On the contrary, the Memorandum of Understanding to exploit and develop oil and natural gas in the Reed Bank between Philippine Foreign Affairs Secretary Teodoro Locsin and China’s Foreign Minister Wang Yi did us a favor to ensure we get 60 percent of the share provided for in Section 2, Article XII of the Constitution. The MOU envisions a state-to-state agreement between the Philippines’ PNOC and China’s CNOOC.
The previous service contract was an agreement between the government and the private concessionaires. It accorded Shell and Chevron 90 percent share while giving only a paltry sum of 10 percent to PNOC, which was grossly disadvantageous, not to say a violation of the Constitution.

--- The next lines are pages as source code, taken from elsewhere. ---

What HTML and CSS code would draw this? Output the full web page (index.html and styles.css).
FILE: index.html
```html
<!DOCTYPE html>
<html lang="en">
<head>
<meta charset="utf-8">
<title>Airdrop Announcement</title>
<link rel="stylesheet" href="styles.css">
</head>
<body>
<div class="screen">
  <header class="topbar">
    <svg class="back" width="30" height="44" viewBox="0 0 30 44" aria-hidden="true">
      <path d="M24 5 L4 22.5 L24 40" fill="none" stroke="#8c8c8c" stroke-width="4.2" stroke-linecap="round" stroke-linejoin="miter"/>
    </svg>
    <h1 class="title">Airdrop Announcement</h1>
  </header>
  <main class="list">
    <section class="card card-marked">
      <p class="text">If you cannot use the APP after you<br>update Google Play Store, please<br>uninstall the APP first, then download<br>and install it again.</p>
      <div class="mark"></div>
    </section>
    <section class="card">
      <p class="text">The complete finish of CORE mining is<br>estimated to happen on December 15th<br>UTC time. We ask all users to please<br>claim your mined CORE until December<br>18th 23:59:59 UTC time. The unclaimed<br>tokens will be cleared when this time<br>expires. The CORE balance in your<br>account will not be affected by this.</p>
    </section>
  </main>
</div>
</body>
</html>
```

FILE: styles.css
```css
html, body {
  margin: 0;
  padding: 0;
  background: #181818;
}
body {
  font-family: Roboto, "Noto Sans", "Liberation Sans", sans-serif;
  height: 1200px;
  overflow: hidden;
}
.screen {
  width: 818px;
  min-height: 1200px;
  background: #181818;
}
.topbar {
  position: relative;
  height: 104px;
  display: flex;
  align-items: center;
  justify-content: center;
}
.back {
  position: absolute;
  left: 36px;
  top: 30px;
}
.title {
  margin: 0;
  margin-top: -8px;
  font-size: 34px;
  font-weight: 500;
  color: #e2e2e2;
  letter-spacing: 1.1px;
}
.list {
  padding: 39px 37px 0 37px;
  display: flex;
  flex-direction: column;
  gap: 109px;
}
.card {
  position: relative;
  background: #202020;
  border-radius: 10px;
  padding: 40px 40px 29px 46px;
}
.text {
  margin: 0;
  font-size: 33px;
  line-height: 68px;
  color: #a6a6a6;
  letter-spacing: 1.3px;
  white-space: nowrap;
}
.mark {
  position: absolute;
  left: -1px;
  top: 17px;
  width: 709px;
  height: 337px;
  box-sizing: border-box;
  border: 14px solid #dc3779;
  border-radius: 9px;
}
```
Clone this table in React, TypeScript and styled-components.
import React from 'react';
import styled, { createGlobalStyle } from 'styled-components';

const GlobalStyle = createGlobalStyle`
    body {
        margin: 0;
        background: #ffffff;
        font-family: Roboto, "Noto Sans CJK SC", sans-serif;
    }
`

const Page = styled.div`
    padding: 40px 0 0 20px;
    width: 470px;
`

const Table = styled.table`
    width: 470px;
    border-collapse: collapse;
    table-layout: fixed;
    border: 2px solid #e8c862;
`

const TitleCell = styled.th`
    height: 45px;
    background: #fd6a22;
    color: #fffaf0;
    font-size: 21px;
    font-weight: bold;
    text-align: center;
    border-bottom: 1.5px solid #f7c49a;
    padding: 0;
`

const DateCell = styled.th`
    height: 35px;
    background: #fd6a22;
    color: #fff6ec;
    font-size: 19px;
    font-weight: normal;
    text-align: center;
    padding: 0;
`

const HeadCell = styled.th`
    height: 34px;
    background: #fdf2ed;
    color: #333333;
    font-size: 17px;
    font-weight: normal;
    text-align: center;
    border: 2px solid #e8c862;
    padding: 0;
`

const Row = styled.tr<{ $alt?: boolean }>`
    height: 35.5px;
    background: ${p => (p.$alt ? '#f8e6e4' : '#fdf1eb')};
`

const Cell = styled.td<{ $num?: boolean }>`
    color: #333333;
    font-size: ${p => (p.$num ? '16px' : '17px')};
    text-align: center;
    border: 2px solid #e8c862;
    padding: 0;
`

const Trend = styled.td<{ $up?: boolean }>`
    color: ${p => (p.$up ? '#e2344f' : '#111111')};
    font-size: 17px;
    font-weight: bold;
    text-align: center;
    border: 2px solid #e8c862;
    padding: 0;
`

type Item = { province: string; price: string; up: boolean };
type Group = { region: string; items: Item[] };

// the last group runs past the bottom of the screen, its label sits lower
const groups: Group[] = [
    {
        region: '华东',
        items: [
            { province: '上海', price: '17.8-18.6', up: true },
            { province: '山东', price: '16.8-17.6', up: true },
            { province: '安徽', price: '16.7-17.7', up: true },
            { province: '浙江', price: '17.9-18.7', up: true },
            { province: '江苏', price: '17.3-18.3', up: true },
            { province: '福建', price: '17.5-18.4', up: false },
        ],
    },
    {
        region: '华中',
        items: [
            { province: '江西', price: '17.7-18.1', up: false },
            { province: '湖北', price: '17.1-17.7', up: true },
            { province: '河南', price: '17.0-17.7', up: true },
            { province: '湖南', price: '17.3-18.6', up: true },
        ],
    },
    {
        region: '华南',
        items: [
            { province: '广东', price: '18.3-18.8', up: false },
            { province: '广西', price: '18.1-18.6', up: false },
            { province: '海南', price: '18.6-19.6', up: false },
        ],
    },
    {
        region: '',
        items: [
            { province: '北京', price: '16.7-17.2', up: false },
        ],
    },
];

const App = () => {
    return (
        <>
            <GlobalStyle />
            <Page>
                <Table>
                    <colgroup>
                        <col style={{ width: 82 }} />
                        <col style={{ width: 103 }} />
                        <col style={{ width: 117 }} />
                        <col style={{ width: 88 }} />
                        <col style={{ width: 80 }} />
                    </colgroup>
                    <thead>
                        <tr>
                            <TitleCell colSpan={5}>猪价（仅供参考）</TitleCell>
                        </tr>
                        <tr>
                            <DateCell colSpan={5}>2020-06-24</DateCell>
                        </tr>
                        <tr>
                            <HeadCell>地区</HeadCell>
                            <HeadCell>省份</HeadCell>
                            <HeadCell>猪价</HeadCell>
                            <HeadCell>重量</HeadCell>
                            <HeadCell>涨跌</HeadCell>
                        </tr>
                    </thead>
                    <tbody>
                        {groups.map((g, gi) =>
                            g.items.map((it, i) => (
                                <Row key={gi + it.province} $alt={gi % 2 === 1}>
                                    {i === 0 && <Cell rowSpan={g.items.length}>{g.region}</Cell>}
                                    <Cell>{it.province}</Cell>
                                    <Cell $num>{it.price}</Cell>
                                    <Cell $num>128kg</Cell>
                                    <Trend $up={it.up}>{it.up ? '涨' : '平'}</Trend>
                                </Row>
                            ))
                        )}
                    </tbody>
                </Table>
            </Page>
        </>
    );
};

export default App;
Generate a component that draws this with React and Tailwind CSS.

The Locsin-Yi MOU actually did us a favor but accidentally eased out other oil companies including the one owned by Del Rosario and Pangilinan. The President has not sold our country to unfairly compare him to England’s wartime Prime Minister Neville Chamberlain to appease Hitler’s annexation of the Sudetenland to avoid war. President Duterte got three positive outputs from said MOU: 1) Economically by rectifying the sharing in accordance to our Constitution; 2) By getting what we want without losing an inch of our territory; and most important, 3) Cementing friendship with our neighbor.